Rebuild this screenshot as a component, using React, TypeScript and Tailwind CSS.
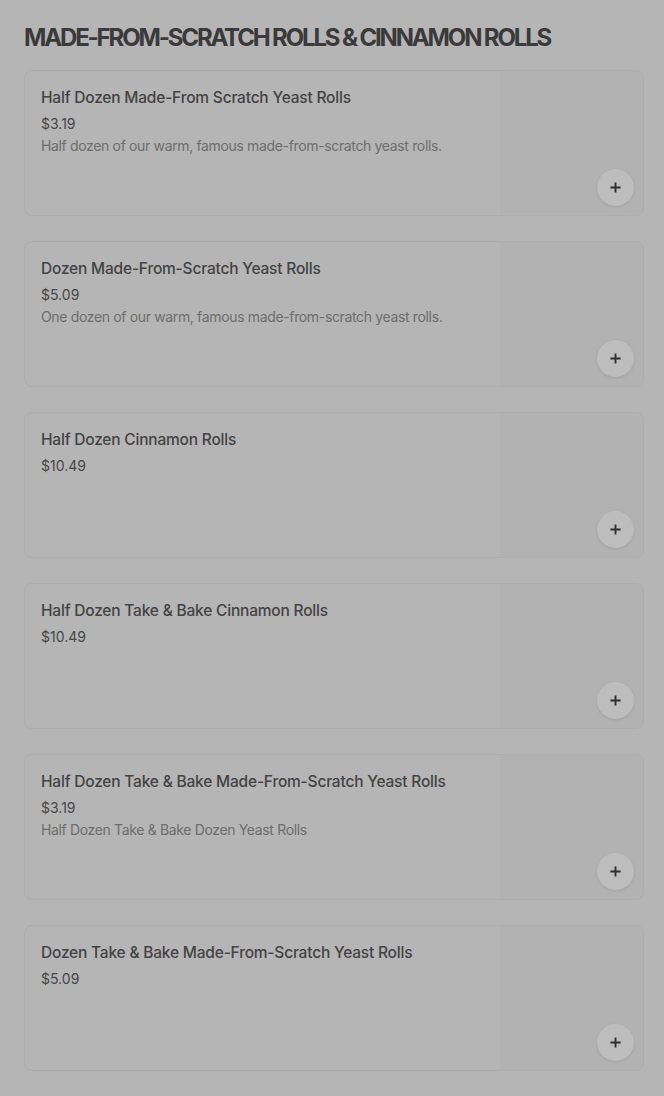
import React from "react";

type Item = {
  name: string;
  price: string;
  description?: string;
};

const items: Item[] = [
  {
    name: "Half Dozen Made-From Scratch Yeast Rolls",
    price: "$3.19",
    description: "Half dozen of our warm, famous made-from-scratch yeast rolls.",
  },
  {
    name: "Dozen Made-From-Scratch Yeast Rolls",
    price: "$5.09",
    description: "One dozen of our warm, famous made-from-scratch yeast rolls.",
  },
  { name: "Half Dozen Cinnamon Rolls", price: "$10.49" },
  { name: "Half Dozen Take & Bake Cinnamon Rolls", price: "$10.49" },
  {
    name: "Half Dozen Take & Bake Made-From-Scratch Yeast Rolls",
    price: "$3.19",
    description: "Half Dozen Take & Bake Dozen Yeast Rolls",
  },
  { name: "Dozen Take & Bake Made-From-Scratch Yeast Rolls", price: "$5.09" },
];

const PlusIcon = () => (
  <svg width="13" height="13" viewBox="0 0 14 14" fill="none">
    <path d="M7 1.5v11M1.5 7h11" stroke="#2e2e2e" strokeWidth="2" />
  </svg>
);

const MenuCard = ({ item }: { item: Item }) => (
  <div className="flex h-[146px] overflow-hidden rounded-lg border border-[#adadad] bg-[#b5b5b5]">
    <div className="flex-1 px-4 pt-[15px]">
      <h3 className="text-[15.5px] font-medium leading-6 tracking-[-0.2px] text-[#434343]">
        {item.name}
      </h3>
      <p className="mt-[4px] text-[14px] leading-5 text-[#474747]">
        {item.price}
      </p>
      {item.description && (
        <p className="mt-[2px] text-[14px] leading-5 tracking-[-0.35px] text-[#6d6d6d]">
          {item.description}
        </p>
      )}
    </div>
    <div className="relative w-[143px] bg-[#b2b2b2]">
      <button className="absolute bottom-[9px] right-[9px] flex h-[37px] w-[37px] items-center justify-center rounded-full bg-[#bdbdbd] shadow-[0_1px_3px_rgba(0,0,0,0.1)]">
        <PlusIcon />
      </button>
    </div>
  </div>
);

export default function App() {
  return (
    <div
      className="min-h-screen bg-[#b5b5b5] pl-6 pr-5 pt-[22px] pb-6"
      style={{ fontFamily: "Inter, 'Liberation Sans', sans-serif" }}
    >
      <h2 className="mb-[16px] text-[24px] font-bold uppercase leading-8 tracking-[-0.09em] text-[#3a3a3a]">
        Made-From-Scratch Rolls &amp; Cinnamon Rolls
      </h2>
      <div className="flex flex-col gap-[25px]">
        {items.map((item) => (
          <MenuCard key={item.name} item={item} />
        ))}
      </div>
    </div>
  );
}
● ● ● ●
## EXERCISE DESCRIPTION
Your copy of the data should match it exactly, except that pictures are left out.

## RESPONSE BELOW
Rebuild this screenshot as a component, using React, TypeScript and Tailwind CSS.
import React from "react";

type Item = {
  name: string;
  price: string;
  description?: string;
};

const items: Item[] = [
  {
    name: "Half Dozen Made-From Scratch Yeast Rolls",
    price: "$3.19",
    description: "Half dozen of our warm, famous made-from-scratch yeast rolls.",
  },
  {
    name: "Dozen Made-From-Scratch Yeast Rolls",
    price: "$5.09",
    description: "One dozen of our warm, famous made-from-scratch yeast rolls.",
  },
  { name: "Half Dozen Cinnamon Rolls", price: "$10.49" },
  { name: "Half Dozen Take & Bake Cinnamon Rolls", price: "$10.49" },
  {
    name: "Half Dozen Take & Bake Made-From-Scratch Yeast Rolls",
    price: "$3.19",
    description: "Half Dozen Take & Bake Dozen Yeast Rolls",
  },
  { name: "Dozen Take & Bake Made-From-Scratch Yeast Rolls", price: "$5.09" },
];

const PlusIcon = () => (
  <svg width="13" height="13" viewBox="0 0 14 14" fill="none">
    <path d="M7 1.5v11M1.5 7h11" stroke="#2e2e2e" strokeWidth="2" />
  </svg>
);

const MenuCard = ({ item }: { item: Item }) => (
  <div className="flex h-[146px] overflow-hidden rounded-lg border border-[#adadad] bg-[#b5b5b5]">
    <div className="flex-1 px-4 pt-[15px]">
      <h3 className="text-[15.5px] font-medium leading-6 tracking-[-0.2px] text-[#434343]">
        {item.name}
      </h3>
      <p className="mt-[4px] text-[14px] leading-5 text-[#474747]">
        {item.price}
      </p>
      {item.description && (
        <p className="mt-[2px] text-[14px] leading-5 tracking-[-0.35px] text-[#6d6d6d]">
          {item.description}
        </p>
      )}
    </div>
    <div className="relative w-[143px] bg-[#b2b2b2]">
      <button className="absolute bottom-[9px] right-[9px] flex h-[37px] w-[37px] items-center justify-center rounded-full bg-[#bdbdbd] shadow-[0_1px_3px_rgba(0,0,0,0.1)]">
        <PlusIcon />
      </button>
    </div>
  </div>
);

export default function App() {
  return (
    <div
      className="min-h-screen bg-[#b5b5b5] pl-6 pr-5 pt-[22px] pb-6"
      style={{ fontFamily: "Inter, 'Liberation Sans', sans-serif" }}
    >
      <h2 className="mb-[16px] text-[24px] font-bold uppercase leading-8 tracking-[-0.09em] text-[#3a3a3a]">
        Made-From-Scratch Rolls &amp; Cinnamon Rolls
      </h2>
      <div className="flex flex-col gap-[25px]">
        {items.map((item) => (
          <MenuCard key={item.name} item={item} />
        ))}
      </div>
    </div>
  );
}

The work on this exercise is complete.